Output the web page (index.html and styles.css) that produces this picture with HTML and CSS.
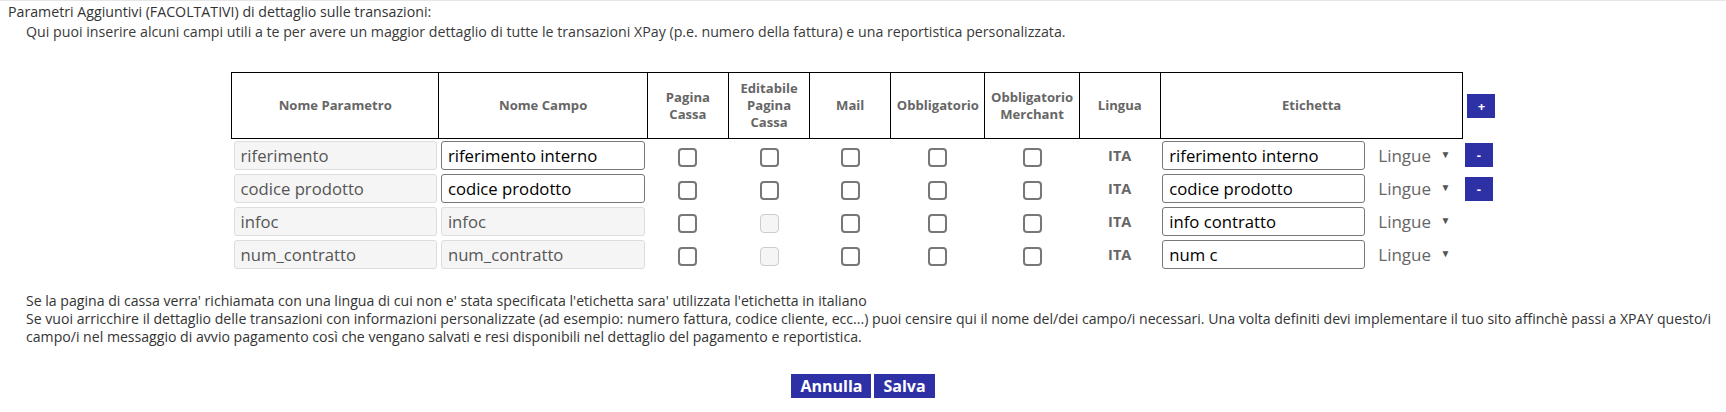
FILE: index.html
```html
<!DOCTYPE html>
<html lang="it">
<head>
    <meta charset="UTF-8">
    <title>Parametri Aggiuntivi</title>
    <link rel="stylesheet" href="styles.css">
</head>
<body>
    <div class="page">
        <div class="intro">
            <div class="intro-title">Parametri Aggiuntivi (FACOLTATIVI) di dettaglio sulle transazioni:</div>
            <div class="intro-text">Qui puoi inserire alcuni campi utili a te per avere un maggior dettaglio di tutte le transazioni XPay (p.e. numero della fattura) e una reportistica personalizzata.</div>
        </div>

        <table class="params">
            <colgroup>
                <col class="c-name">
                <col class="c-field">
                <col class="c-chk">
                <col class="c-chk">
                <col class="c-chk">
                <col class="c-wide">
                <col class="c-wide">
                <col class="c-chk">
                <col class="c-label">
                <col class="c-action">
            </colgroup>
            <thead>
                <tr>
                    <th>Nome Parametro</th>
                    <th>Nome Campo</th>
                    <th>Pagina<br>Cassa</th>
                    <th>Editabile<br>Pagina<br>Cassa</th>
                    <th>Mail</th>
                    <th>Obbligatorio</th>
                    <th>Obbligatorio<br>Merchant</th>
                    <th>Lingua</th>
                    <th>Etichetta</th>
                    <th class="action"><button class="btn-small">+</button></th>
                </tr>
            </thead>
            <tbody>
                <tr>
                    <td><input type="text" class="field readonly" value="riferimento" readonly></td>
                    <td><input type="text" class="field" value="riferimento interno"></td>
                    <td><input type="checkbox"></td>
                    <td><input type="checkbox"></td>
                    <td><input type="checkbox"></td>
                    <td><input type="checkbox"></td>
                    <td><input type="checkbox"></td>
                    <td class="lang">ITA</td>
                    <td>
                        <div class="label-cell">
                            <input type="text" class="field label-input" value="riferimento interno">
                            <span class="lingue">Lingue <span class="caret">&#9660;</span></span>
                        </div>
                    </td>
                    <td class="action"><button class="btn-small">-</button></td>
                </tr>
                <tr>
                    <td><input type="text" class="field readonly" value="codice prodotto" readonly></td>
                    <td><input type="text" class="field" value="codice prodotto"></td>
                    <td><input type="checkbox"></td>
                    <td><input type="checkbox"></td>
                    <td><input type="checkbox"></td>
                    <td><input type="checkbox"></td>
                    <td><input type="checkbox"></td>
                    <td class="lang">ITA</td>
                    <td>
                        <div class="label-cell">
                            <input type="text" class="field label-input" value="codice prodotto">
                            <span class="lingue">Lingue <span class="caret">&#9660;</span></span>
                        </div>
                    </td>
                    <td class="action"><button class="btn-small">-</button></td>
                </tr>
                <tr>
                    <td><input type="text" class="field readonly" value="infoc" readonly></td>
                    <td><input type="text" class="field readonly" value="infoc" readonly></td>
                    <td><input type="checkbox"></td>
                    <td><input type="checkbox" disabled></td>
                    <td><input type="checkbox"></td>
                    <td><input type="checkbox"></td>
                    <td><input type="checkbox"></td>
                    <td class="lang">ITA</td>
                    <td>
                        <div class="label-cell">
                            <input type="text" class="field label-input" value="info contratto">
                            <span class="lingue">Lingue <span class="caret">&#9660;</span></span>
                        </div>
                    </td>
                    <td class="action"></td>
                </tr>
                <tr>
                    <td><input type="text" class="field readonly" value="num_contratto" readonly></td>
                    <td><input type="text" class="field readonly" value="num_contratto" readonly></td>
                    <td><input type="checkbox"></td>
                    <td><input type="checkbox" disabled></td>
                    <td><input type="checkbox"></td>
                    <td><input type="checkbox"></td>
                    <td><input type="checkbox"></td>
                    <td class="lang">ITA</td>
                    <td>
                        <div class="label-cell">
                            <input type="text" class="field label-input" value="num c">
                            <span class="lingue">Lingue <span class="caret">&#9660;</span></span>
                        </div>
                    </td>
                    <td class="action"></td>
                </tr>
            </tbody>
        </table>

        <div class="notes">
            Se la pagina di cassa verra' richiamata con una lingua di cui non e' stata specificata l'etichetta sara' utilizzata l'etichetta in italiano<br>
            Se vuoi arricchire il dettaglio delle transazioni con informazioni personalizzate (ad esempio: numero fattura, codice cliente, ecc...) puoi censire qui il nome del/dei campo/i necessari. Una volta definiti devi implementare il tuo sito affinchè passi a XPAY questo/i campo/i nel messaggio di avvio pagamento così che vengano salvati e resi disponibili nel dettaglio del pagamento e reportistica.
        </div>

        <div class="actions">
            <button class="btn">Annulla</button>
            <button class="btn">Salva</button>
        </div>
    </div>
</body>
</html>
```

FILE: styles.css
```css
body {
    margin: 0;
    font-family: "Open Sans", "Liberation Sans", sans-serif;
    font-size: 14.2px;
    color: #333;
    background-color: #fff;
}

.page {
    border-top: 1px solid #e6e6e6;
}

.intro {
    padding: 1px 8px 0 8px;
    line-height: 20px;
}

.intro-title {
    color: #333;
}

.intro-text {
    padding-left: 18px;
    color: #3a3a3a;
}

.params {
    margin: 30px auto 0 auto;
    border-collapse: collapse;
    table-layout: fixed;
    width: 1264px;
}

.c-name { width: 207px; }
.c-field { width: 208px; }
.c-chk { width: 81px; }
.c-wide { width: 94px; }
.c-label { width: 302px; }
.c-action { width: 32px; }

.params th {
    border: 1px solid #000;
    height: 65px;
    padding: 0;
    font-size: 13.1px;
    font-weight: bold;
    line-height: 17px;
    color: #666;
    text-align: center;
}

.params th.action {
    border: none;
    text-align: left;
    padding-left: 4px;
}

.params td {
    padding: 2px;
    text-align: center;
    vertical-align: middle;
}

.params td.action {
    text-align: left;
}

.field {
    display: block;
    width: 100%;
    height: 29px;
    box-sizing: border-box;
    border: 1px solid #777;
    border-radius: 3px;
    padding: 0 6px;
    font-family: "Open Sans", "Liberation Sans", sans-serif;
    font-size: 16.7px;
    color: #000;
    background-color: #fff;
}

.field.readonly {
    border-color: #ddd;
    background-color: #f5f5f5;
    color: #555;
}

.label-cell {
    display: flex;
    align-items: center;
    gap: 13px;
}

.label-input {
    width: 203px;
    flex: none;
}

.lingue {
    font-size: 17px;
    color: #666;
}

.caret {
    font-size: 10px;
    margin-left: 5px;
    vertical-align: 4px;
    color: #555;
}

.lang {
    font-weight: bold;
    color: #666;
    font-size: 14.5px;
}

input[type="checkbox"] {
    appearance: none;
    -webkit-appearance: none;
    width: 19px;
    height: 19px;
    margin: 3px 0 0 0;
    box-sizing: border-box;
    border: 2px solid #777;
    border-radius: 4px;
    background-color: #fff;
    vertical-align: middle;
}

input[type="checkbox"]:disabled {
    border: 1px solid #ccc;
    background-color: #f5f5f5;
}

.btn-small {
    width: 28px;
    height: 24px;
    border: none;
    padding: 0;
    background-color: #2e31a6;
    color: #fff;
    font-family: "Open Sans", "Liberation Sans", sans-serif;
    font-size: 13px;
    font-weight: bold;
    vertical-align: middle;
}

.notes {
    margin-top: 21px;
    padding: 0 0 0 26px;
    font-size: 14.1px;
    line-height: 18px;
    color: #333;
}

.actions {
    display: flex;
    justify-content: center;
    gap: 3px;
    margin-top: 28px;
}

.btn {
    height: 24px;
    padding: 0 9px;
    border: none;
    background-color: #2e31a6;
    color: #fff;
    font-family: "Open Sans", "Liberation Sans", sans-serif;
    font-size: 16px;
    font-weight: bold;
}
```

• • • •

PROBLEM TO WORK ON
Search the lines above for the string "index", then show every one that has it.

TASK RESPONSE
Output the web page (index.html and styles.css) that produces this picture with HTML and CSS.
FILE: index.html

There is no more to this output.